-- start --

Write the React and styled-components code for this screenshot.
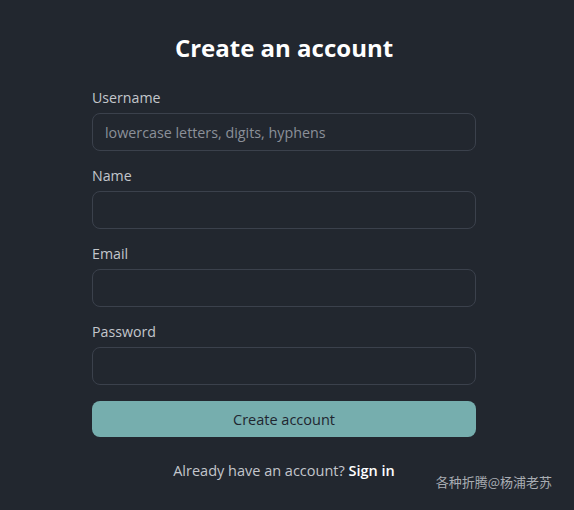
import React from "react";
import styled, { createGlobalStyle } from "styled-components";

const GlobalStyle = createGlobalStyle`
  html, body {
    margin: 0;
    padding: 0;
    background: #22272f;
  }
  * {
    box-sizing: border-box;
  }
`;

const Page = styled.div`
  position: relative;
  min-height: 510px;
  padding: 32px 6px 0 0;
  font-family: "Open Sans", "Noto Sans", sans-serif;
  color: #c9ccd2;
`;

const Form = styled.form`
  width: 384px;
  margin: 0 auto;
  display: flex;
  flex-direction: column;
`;

const Title = styled.h1`
  margin: 0 0 24px;
  font-size: 24px;
  line-height: 32px;
  font-weight: 700;
  text-align: center;
  color: #ffffff;
`;

const Field = styled.div`
  display: flex;
  flex-direction: column;
  margin-bottom: 15px;
`;

const Label = styled.label`
  font-size: 14.2px;
  line-height: 20px;
  margin-bottom: 5px;
  color: #c3c6cc;
`;

const Input = styled.input`
  height: 38px;
  width: 100%;
  padding: 0 12px;
  border: 1px solid #3b414c;
  border-radius: 8px;
  background: transparent;
  outline: none;
  font-family: inherit;
  font-size: 14.3px;
  color: #e6e8ec;
  &::placeholder {
    color: #8b9099;
  }
`;

const Submit = styled.button`
  height: 36px;
  margin-top: 1px;
  border: none;
  border-radius: 8px;
  background: #76aeae;
  font-family: inherit;
  font-size: 14.5px;
  color: #1f2630;
  cursor: pointer;
`;

const Footer = styled.p`
  margin: 24px 0 0;
  font-size: 14.5px;
  line-height: 20px;
  text-align: center;
  color: #c3c6cc;
`;

const SignIn = styled.a`
  color: #ffffff;
  font-weight: 600;
  text-decoration: none;
`;

const Watermark = styled.span`
  position: absolute;
  right: 22px;
  bottom: 19px;
  font-family: "Noto Sans CJK SC", sans-serif;
  font-size: 13px;
  color: #a9adb3;
`;

const fields = [
  { id: "username", label: "Username", placeholder: "lowercase letters, digits, hyphens" },
  { id: "name", label: "Name" },
  { id: "email", label: "Email", type: "email" },
  { id: "password", label: "Password", type: "password" },
];

export default function App() {
  return (
    <>
      <GlobalStyle />
      <Page>
        <Form onSubmit={(e) => e.preventDefault()}>
          <Title>Create an account</Title>
          {fields.map((f) => (
            <Field key={f.id}>
              <Label htmlFor={f.id}>{f.label}</Label>
              <Input id={f.id} type={f.type || "text"} placeholder={f.placeholder} />
            </Field>
          ))}
          <Submit type="submit">Create account</Submit>
          <Footer>
            Already have an account? <SignIn href="#">Sign in</SignIn>
          </Footer>
        </Form>
        <Watermark>各种折腾@杨浦老苏</Watermark>
      </Page>
    </>
  );
}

-- end --

## TASK DETAILS
Transcribe the whole listing exactly. Pictures stay out of your copy.

## OUTPUT OF THE TASK
Write the React and styled-components code for this screenshot.
import React from "react";
import styled, { createGlobalStyle } from "styled-components";

const GlobalStyle = createGlobalStyle`
  html, body {
    margin: 0;
    padding: 0;
    background: #22272f;
  }
  * {
    box-sizing: border-box;
  }
`;

const Page = styled.div`
  position: relative;
  min-height: 510px;
  padding: 32px 6px 0 0;
  font-family: "Open Sans", "Noto Sans", sans-serif;
  color: #c9ccd2;
`;

const Form = styled.form`
  width: 384px;
  margin: 0 auto;
  display: flex;
  flex-direction: column;
`;

const Title = styled.h1`
  margin: 0 0 24px;
  font-size: 24px;
  line-height: 32px;
  font-weight: 700;
  text-align: center;
  color: #ffffff;
`;

const Field = styled.div`
  display: flex;
  flex-direction: column;
  margin-bottom: 15px;
`;

const Label = styled.label`
  font-size: 14.2px;
  line-height: 20px;
  margin-bottom: 5px;
  color: #c3c6cc;
`;

const Input = styled.input`
  height: 38px;
  width: 100%;
  padding: 0 12px;
  border: 1px solid #3b414c;
  border-radius: 8px;
  background: transparent;
  outline: none;
  font-family: inherit;
  font-size: 14.3px;
  color: #e6e8ec;
  &::placeholder {
    color: #8b9099;
  }
`;

const Submit = styled.button`
  height: 36px;
  margin-top: 1px;
  border: none;
  border-radius: 8px;
  background: #76aeae;
  font-family: inherit;
  font-size: 14.5px;
  color: #1f2630;
  cursor: pointer;
`;

const Footer = styled.p`
  margin: 24px 0 0;
  font-size: 14.5px;
  line-height: 20px;
  text-align: center;
  color: #c3c6cc;
`;

const SignIn = styled.a`
  color: #ffffff;
  font-weight: 600;
  text-decoration: none;
`;

const Watermark = styled.span`
  position: absolute;
  right: 22px;
  bottom: 19px;
  font-family: "Noto Sans CJK SC", sans-serif;
  font-size: 13px;
  color: #a9adb3;
`;

const fields = [
  { id: "username", label: "Username", placeholder: "lowercase letters, digits, hyphens" },
  { id: "name", label: "Name" },
  { id: "email", label: "Email", type: "email" },
  { id: "password", label: "Password", type: "password" },
];

export default function App() {
  return (
    <>
      <GlobalStyle />
      <Page>
        <Form onSubmit={(e) => e.preventDefault()}>
          <Title>Create an account</Title>
          {fields.map((f) => (
            <Field key={f.id}>
              <Label htmlFor={f.id}>{f.label}</Label>
              <Input id={f.id} type={f.type || "text"} placeholder={f.placeholder} />
            </Field>
          ))}
          <Submit type="submit">Create account</Submit>
          <Footer>
            Already have an account? <SignIn href="#">Sign in</SignIn>
          </Footer>
        </Form>
        <Watermark>各种折腾@杨浦老苏</Watermark>
      </Page>
    </>
  );
}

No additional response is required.